ENTRIES:
-.-.-
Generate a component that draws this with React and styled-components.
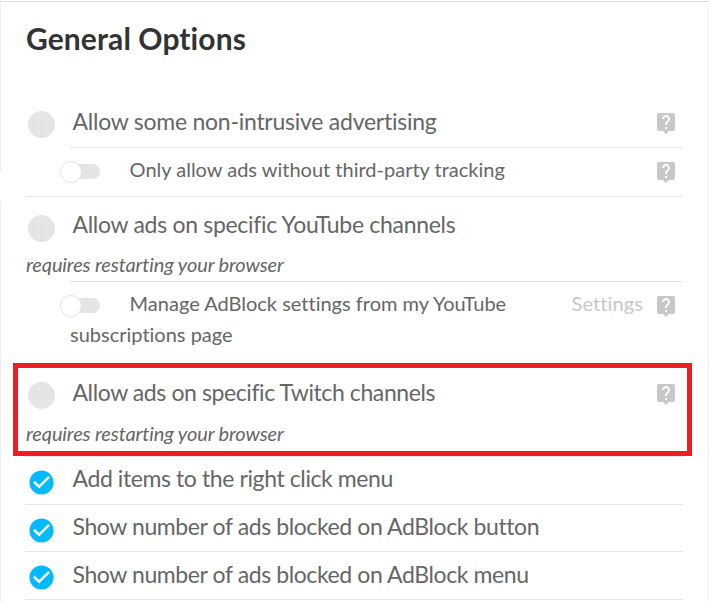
-.-.-
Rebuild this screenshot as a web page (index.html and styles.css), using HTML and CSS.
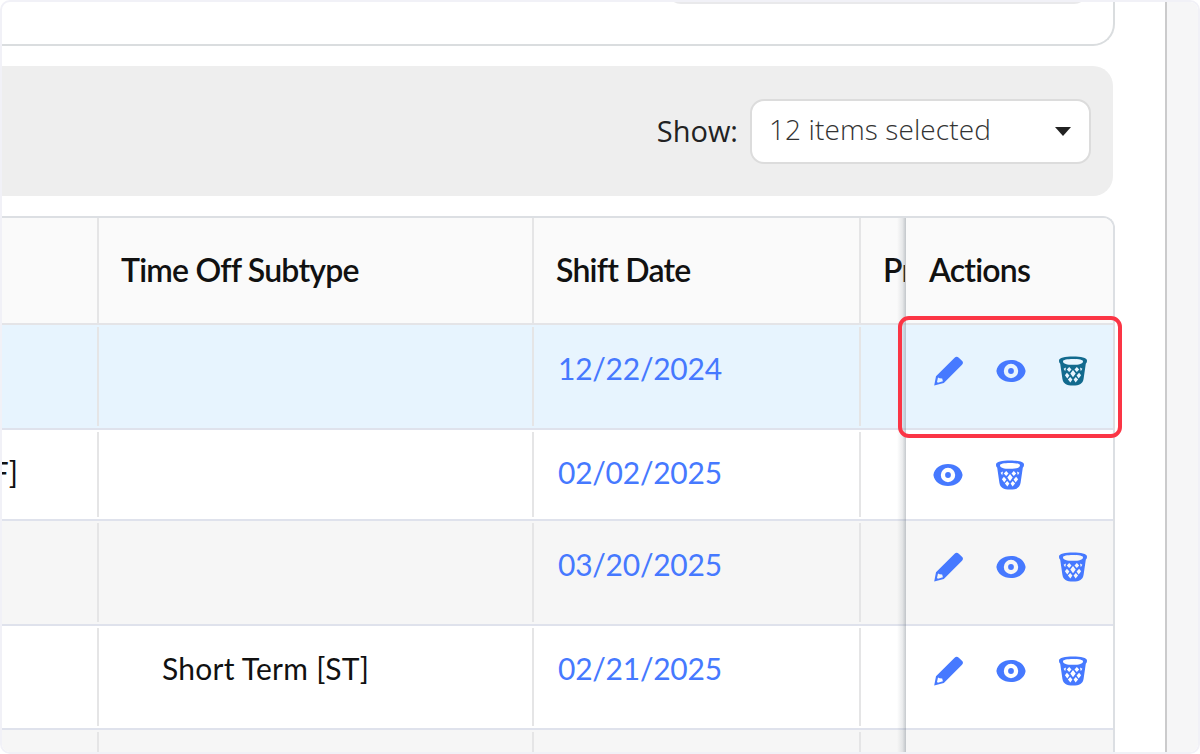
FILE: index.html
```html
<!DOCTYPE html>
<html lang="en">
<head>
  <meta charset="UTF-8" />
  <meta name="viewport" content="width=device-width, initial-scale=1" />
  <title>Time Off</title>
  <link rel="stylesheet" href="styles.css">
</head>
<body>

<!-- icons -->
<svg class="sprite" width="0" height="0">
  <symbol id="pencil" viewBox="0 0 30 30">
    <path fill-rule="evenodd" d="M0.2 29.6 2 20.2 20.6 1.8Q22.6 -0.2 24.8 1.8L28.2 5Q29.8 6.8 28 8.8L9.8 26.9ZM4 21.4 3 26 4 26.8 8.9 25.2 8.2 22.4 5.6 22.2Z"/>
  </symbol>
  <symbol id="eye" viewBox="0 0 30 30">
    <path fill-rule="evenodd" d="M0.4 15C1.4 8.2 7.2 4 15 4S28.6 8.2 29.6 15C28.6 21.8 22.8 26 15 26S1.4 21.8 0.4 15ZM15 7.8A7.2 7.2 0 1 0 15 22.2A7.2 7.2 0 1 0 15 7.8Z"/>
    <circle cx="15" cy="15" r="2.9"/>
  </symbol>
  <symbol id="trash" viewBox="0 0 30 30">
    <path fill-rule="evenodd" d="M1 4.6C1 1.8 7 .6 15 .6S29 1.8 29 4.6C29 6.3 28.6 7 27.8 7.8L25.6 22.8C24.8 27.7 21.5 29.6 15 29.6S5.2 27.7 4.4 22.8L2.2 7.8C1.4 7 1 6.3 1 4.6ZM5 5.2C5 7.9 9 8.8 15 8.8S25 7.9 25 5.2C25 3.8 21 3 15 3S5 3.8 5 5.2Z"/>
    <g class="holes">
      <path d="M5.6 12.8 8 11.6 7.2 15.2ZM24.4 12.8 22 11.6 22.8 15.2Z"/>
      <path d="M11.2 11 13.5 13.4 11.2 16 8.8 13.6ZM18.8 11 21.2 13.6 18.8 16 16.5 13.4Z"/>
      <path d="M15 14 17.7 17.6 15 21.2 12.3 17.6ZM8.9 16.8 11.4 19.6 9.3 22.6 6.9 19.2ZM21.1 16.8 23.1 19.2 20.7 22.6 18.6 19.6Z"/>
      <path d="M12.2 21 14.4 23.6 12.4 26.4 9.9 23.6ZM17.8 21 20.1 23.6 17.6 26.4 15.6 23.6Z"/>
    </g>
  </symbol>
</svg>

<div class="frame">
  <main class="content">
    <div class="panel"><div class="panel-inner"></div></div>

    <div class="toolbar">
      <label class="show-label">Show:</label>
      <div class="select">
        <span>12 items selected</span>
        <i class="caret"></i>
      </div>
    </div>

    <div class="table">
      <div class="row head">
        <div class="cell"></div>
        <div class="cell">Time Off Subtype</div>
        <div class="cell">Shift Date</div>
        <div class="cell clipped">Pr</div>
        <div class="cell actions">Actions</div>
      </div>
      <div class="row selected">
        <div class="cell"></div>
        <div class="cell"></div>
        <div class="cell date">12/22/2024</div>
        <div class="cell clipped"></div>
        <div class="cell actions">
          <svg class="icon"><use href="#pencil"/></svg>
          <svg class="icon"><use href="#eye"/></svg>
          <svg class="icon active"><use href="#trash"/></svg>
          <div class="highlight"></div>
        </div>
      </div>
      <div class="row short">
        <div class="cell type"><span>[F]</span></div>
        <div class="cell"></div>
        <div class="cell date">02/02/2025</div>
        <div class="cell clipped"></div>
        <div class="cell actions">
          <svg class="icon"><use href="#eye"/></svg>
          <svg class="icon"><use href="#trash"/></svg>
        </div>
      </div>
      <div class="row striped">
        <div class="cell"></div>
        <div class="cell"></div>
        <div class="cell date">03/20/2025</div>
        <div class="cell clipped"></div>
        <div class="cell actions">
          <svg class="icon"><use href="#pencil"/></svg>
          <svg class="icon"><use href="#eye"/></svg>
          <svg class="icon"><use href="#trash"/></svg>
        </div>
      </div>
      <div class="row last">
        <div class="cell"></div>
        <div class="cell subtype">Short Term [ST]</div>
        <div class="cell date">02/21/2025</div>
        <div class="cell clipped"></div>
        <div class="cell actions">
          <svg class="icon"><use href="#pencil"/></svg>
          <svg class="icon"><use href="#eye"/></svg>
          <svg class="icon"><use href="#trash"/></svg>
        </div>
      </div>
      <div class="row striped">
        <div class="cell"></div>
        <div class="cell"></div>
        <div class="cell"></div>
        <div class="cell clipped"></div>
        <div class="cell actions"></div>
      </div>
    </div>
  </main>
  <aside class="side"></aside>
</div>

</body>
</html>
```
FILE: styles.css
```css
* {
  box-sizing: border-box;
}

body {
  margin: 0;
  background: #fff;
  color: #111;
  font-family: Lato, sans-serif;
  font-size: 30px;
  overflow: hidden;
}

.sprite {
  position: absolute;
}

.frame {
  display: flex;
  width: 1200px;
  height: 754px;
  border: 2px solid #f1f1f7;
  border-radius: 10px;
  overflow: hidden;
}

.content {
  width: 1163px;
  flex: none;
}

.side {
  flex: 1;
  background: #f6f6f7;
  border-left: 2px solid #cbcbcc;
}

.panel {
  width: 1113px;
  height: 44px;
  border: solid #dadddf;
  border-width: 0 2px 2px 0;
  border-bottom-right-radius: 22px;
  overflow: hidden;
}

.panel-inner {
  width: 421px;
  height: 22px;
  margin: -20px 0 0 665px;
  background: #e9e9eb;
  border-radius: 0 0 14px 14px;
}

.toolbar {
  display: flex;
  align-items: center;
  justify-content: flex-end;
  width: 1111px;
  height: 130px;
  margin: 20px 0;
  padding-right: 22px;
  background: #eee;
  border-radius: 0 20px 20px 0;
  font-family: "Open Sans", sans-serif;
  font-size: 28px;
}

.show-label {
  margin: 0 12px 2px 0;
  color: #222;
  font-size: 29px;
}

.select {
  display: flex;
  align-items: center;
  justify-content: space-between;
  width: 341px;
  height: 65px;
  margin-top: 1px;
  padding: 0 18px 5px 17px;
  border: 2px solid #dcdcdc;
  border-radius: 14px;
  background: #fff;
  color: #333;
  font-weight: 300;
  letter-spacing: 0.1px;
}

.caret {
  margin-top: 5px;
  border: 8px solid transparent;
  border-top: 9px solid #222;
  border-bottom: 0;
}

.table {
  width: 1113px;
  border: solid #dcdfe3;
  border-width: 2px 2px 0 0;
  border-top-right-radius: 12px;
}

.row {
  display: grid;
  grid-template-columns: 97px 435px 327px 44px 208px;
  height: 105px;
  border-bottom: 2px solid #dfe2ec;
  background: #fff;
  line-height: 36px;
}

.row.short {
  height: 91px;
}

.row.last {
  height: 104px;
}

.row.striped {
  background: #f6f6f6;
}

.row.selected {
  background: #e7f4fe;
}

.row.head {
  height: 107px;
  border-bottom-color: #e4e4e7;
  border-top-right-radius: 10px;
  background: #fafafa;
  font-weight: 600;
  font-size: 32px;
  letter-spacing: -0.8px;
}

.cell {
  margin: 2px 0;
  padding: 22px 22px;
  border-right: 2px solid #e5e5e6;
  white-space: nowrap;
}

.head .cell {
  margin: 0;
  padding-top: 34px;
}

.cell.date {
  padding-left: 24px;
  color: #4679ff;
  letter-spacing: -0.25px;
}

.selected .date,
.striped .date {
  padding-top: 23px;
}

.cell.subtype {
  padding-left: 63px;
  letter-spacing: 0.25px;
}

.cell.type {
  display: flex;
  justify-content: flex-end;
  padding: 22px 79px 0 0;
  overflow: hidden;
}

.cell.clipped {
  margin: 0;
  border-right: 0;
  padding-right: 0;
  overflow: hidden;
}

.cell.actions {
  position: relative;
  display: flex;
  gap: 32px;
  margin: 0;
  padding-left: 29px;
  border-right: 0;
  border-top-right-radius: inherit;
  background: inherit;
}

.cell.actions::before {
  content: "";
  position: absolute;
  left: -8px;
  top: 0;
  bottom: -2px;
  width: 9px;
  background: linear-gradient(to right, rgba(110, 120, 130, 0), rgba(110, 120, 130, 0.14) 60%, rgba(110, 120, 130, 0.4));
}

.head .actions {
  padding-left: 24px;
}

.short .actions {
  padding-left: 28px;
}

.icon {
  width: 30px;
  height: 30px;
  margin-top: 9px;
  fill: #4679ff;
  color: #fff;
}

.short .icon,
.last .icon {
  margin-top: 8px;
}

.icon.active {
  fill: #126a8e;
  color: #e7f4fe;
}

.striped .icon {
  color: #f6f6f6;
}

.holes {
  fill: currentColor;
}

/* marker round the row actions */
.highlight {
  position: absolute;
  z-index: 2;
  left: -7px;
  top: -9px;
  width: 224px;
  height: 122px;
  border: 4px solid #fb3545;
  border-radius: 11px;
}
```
-.-.-
INSTRUCTION: Using the listing above, state the number of lines that hold "index", with no other text.

CORRECT ANSWER: 3